§ **Entries taken from a collection**
(begin)
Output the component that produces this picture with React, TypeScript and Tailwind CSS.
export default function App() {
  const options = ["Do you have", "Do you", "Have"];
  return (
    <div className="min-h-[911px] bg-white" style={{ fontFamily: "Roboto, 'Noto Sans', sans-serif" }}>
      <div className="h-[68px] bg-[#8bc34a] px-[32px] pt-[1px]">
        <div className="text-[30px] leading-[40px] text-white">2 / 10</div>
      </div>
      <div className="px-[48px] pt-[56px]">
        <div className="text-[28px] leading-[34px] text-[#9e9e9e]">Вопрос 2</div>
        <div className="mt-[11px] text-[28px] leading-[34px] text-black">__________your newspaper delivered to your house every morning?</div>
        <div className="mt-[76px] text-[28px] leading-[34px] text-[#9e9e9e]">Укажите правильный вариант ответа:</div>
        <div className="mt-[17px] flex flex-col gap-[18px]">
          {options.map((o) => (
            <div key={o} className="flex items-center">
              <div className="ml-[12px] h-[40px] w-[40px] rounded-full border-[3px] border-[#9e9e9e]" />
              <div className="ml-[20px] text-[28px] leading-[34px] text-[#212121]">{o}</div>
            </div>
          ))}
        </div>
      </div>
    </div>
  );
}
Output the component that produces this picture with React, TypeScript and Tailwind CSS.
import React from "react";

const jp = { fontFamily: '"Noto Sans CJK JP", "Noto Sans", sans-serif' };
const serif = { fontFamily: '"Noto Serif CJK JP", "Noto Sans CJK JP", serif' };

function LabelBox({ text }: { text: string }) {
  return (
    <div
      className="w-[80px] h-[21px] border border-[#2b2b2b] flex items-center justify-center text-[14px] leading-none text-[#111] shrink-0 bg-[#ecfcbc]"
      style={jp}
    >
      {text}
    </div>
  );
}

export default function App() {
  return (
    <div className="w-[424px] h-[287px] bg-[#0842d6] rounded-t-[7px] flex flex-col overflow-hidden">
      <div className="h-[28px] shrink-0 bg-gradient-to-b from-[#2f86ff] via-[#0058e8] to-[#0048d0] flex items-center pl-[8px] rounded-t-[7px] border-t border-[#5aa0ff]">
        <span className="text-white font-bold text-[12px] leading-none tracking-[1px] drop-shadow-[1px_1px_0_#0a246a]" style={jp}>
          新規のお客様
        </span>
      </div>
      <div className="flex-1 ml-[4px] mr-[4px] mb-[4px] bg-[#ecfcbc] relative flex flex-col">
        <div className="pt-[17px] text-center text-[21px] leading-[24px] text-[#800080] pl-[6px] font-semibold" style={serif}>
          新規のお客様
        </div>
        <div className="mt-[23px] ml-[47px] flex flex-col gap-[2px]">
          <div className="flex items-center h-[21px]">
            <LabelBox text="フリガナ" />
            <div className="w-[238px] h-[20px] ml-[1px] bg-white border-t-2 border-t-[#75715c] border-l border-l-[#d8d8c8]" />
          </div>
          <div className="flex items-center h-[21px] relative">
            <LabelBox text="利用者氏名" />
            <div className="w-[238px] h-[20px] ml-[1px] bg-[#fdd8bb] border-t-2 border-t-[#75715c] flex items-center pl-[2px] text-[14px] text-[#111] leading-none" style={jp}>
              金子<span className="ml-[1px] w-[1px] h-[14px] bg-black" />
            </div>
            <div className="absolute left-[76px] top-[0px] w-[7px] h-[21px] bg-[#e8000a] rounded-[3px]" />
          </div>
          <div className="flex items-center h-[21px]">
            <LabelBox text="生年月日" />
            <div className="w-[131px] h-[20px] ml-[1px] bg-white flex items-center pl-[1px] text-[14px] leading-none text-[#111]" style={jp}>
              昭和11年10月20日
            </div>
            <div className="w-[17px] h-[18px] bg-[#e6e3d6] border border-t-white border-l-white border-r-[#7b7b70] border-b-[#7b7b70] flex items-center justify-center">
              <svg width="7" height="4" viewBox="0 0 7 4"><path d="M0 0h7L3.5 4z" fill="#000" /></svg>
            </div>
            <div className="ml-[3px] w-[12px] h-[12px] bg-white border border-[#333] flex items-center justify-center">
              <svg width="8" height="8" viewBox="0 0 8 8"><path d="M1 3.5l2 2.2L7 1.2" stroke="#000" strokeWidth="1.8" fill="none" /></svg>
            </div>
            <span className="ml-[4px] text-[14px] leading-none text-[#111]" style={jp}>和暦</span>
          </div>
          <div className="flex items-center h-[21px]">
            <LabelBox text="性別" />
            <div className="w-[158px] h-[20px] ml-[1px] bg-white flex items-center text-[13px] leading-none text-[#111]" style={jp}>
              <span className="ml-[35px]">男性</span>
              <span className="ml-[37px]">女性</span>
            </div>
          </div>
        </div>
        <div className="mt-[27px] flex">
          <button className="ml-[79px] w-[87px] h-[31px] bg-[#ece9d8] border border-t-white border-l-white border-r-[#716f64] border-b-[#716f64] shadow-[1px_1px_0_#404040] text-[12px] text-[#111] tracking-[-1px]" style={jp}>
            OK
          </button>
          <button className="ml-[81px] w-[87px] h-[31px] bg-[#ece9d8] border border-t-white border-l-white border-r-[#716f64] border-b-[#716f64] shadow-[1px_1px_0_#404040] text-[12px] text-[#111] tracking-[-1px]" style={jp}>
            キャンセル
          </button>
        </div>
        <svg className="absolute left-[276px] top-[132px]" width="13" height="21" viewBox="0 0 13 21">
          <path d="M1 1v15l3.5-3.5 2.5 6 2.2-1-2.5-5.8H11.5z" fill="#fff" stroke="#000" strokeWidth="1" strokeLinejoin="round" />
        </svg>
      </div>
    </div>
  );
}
(end)
§ **TASK**
Retype the material above, line by line, exactly.

§ **SOLUTION TO THIS TASK**
Output the component that produces this picture with React, TypeScript and Tailwind CSS.
export default function App() {
  const options = ["Do you have", "Do you", "Have"];
  return (
    <div className="min-h-[911px] bg-white" style={{ fontFamily: "Roboto, 'Noto Sans', sans-serif" }}>
      <div className="h-[68px] bg-[#8bc34a] px-[32px] pt-[1px]">
        <div className="text-[30px] leading-[40px] text-white">2 / 10</div>
      </div>
      <div className="px-[48px] pt-[56px]">
        <div className="text-[28px] leading-[34px] text-[#9e9e9e]">Вопрос 2</div>
        <div className="mt-[11px] text-[28px] leading-[34px] text-black">__________your newspaper delivered to your house every morning?</div>
        <div className="mt-[76px] text-[28px] leading-[34px] text-[#9e9e9e]">Укажите правильный вариант ответа:</div>
        <div className="mt-[17px] flex flex-col gap-[18px]">
          {options.map((o) => (
            <div key={o} className="flex items-center">
              <div className="ml-[12px] h-[40px] w-[40px] rounded-full border-[3px] border-[#9e9e9e]" />
              <div className="ml-[20px] text-[28px] leading-[34px] text-[#212121]">{o}</div>
            </div>
          ))}
        </div>
      </div>
    </div>
  );
}
Output the component that produces this picture with React, TypeScript and Tailwind CSS.
import React from "react";

const jp = { fontFamily: '"Noto Sans CJK JP", "Noto Sans", sans-serif' };
const serif = { fontFamily: '"Noto Serif CJK JP", "Noto Sans CJK JP", serif' };

function LabelBox({ text }: { text: string }) {
  return (
    <div
      className="w-[80px] h-[21px] border border-[#2b2b2b] flex items-center justify-center text-[14px] leading-none text-[#111] shrink-0 bg-[#ecfcbc]"
      style={jp}
    >
      {text}
    </div>
  );
}

export default function App() {
  return (
    <div className="w-[424px] h-[287px] bg-[#0842d6] rounded-t-[7px] flex flex-col overflow-hidden">
      <div className="h-[28px] shrink-0 bg-gradient-to-b from-[#2f86ff] via-[#0058e8] to-[#0048d0] flex items-center pl-[8px] rounded-t-[7px] border-t border-[#5aa0ff]">
        <span className="text-white font-bold text-[12px] leading-none tracking-[1px] drop-shadow-[1px_1px_0_#0a246a]" style={jp}>
          新規のお客様
        </span>
      </div>
      <div className="flex-1 ml-[4px] mr-[4px] mb-[4px] bg-[#ecfcbc] relative flex flex-col">
        <div className="pt-[17px] text-center text-[21px] leading-[24px] text-[#800080] pl-[6px] font-semibold" style={serif}>
          新規のお客様
        </div>
        <div className="mt-[23px] ml-[47px] flex flex-col gap-[2px]">
          <div className="flex items-center h-[21px]">
            <LabelBox text="フリガナ" />
            <div className="w-[238px] h-[20px] ml-[1px] bg-white border-t-2 border-t-[#75715c] border-l border-l-[#d8d8c8]" />
          </div>
          <div className="flex items-center h-[21px] relative">
            <LabelBox text="利用者氏名" />
            <div className="w-[238px] h-[20px] ml-[1px] bg-[#fdd8bb] border-t-2 border-t-[#75715c] flex items-center pl-[2px] text-[14px] text-[#111] leading-none" style={jp}>
              金子<span className="ml-[1px] w-[1px] h-[14px] bg-black" />
            </div>
            <div className="absolute left-[76px] top-[0px] w-[7px] h-[21px] bg-[#e8000a] rounded-[3px]" />
          </div>
          <div className="flex items-center h-[21px]">
            <LabelBox text="生年月日" />
            <div className="w-[131px] h-[20px] ml-[1px] bg-white flex items-center pl-[1px] text-[14px] leading-none text-[#111]" style={jp}>
              昭和11年10月20日
            </div>
            <div className="w-[17px] h-[18px] bg-[#e6e3d6] border border-t-white border-l-white border-r-[#7b7b70] border-b-[#7b7b70] flex items-center justify-center">
              <svg width="7" height="4" viewBox="0 0 7 4"><path d="M0 0h7L3.5 4z" fill="#000" /></svg>
            </div>
            <div className="ml-[3px] w-[12px] h-[12px] bg-white border border-[#333] flex items-center justify-center">
              <svg width="8" height="8" viewBox="0 0 8 8"><path d="M1 3.5l2 2.2L7 1.2" stroke="#000" strokeWidth="1.8" fill="none" /></svg>
            </div>
            <span className="ml-[4px] text-[14px] leading-none text-[#111]" style={jp}>和暦</span>
          </div>
          <div className="flex items-center h-[21px]">
            <LabelBox text="性別" />
            <div className="w-[158px] h-[20px] ml-[1px] bg-white flex items-center text-[13px] leading-none text-[#111]" style={jp}>
              <span className="ml-[35px]">男性</span>
              <span className="ml-[37px]">女性</span>
            </div>
          </div>
        </div>
        <div className="mt-[27px] flex">
          <button className="ml-[79px] w-[87px] h-[31px] bg-[#ece9d8] border border-t-white border-l-white border-r-[#716f64] border-b-[#716f64] shadow-[1px_1px_0_#404040] text-[12px] text-[#111] tracking-[-1px]" style={jp}>
            OK
          </button>
          <button className="ml-[81px] w-[87px] h-[31px] bg-[#ece9d8] border border-t-white border-l-white border-r-[#716f64] border-b-[#716f64] shadow-[1px_1px_0_#404040] text-[12px] text-[#111] tracking-[-1px]" style={jp}>
            キャンセル
          </button>
        </div>
        <svg className="absolute left-[276px] top-[132px]" width="13" height="21" viewBox="0 0 13 21">
          <path d="M1 1v15l3.5-3.5 2.5 6 2.2-1-2.5-5.8H11.5z" fill="#fff" stroke="#000" strokeWidth="1" strokeLinejoin="round" />
        </svg>
      </div>
    </div>
  );
}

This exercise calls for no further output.